# Dataset excerpt start

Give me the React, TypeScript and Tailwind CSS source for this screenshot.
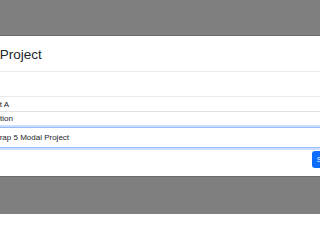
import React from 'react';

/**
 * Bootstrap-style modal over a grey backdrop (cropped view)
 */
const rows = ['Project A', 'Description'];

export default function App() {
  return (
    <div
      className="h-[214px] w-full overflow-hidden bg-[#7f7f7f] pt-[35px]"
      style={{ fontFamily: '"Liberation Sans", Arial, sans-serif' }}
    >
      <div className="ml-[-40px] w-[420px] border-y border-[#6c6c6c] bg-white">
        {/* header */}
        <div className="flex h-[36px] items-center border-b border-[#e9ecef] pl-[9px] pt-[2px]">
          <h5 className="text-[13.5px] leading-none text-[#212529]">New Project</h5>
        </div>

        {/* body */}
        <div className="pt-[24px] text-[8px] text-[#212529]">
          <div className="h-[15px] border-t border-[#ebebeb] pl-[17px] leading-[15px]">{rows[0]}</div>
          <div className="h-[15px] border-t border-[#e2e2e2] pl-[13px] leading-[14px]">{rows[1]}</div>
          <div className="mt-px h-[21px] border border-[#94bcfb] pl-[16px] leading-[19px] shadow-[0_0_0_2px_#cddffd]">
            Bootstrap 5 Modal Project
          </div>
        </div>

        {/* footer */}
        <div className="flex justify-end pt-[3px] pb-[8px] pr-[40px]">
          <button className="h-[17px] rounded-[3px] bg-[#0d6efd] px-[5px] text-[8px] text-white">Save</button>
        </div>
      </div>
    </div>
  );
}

# Dataset excerpt end

▶ **Aim**
Copy every line of the data word for word, omitting the images.

▶ **Written answer**
Give me the React, TypeScript and Tailwind CSS source for this screenshot.
import React from 'react';

/**
 * Bootstrap-style modal over a grey backdrop (cropped view)
 */
const rows = ['Project A', 'Description'];

export default function App() {
  return (
    <div
      className="h-[214px] w-full overflow-hidden bg-[#7f7f7f] pt-[35px]"
      style={{ fontFamily: '"Liberation Sans", Arial, sans-serif' }}
    >
      <div className="ml-[-40px] w-[420px] border-y border-[#6c6c6c] bg-white">
        {/* header */}
        <div className="flex h-[36px] items-center border-b border-[#e9ecef] pl-[9px] pt-[2px]">
          <h5 className="text-[13.5px] leading-none text-[#212529]">New Project</h5>
        </div>

        {/* body */}
        <div className="pt-[24px] text-[8px] text-[#212529]">
          <div className="h-[15px] border-t border-[#ebebeb] pl-[17px] leading-[15px]">{rows[0]}</div>
          <div className="h-[15px] border-t border-[#e2e2e2] pl-[13px] leading-[14px]">{rows[1]}</div>
          <div className="mt-px h-[21px] border border-[#94bcfb] pl-[16px] leading-[19px] shadow-[0_0_0_2px_#cddffd]">
            Bootstrap 5 Modal Project
          </div>
        </div>

        {/* footer */}
        <div className="flex justify-end pt-[3px] pb-[8px] pr-[40px]">
          <button className="h-[17px] rounded-[3px] bg-[#0d6efd] px-[5px] text-[8px] text-white">Save</button>
        </div>
      </div>
    </div>
  );
}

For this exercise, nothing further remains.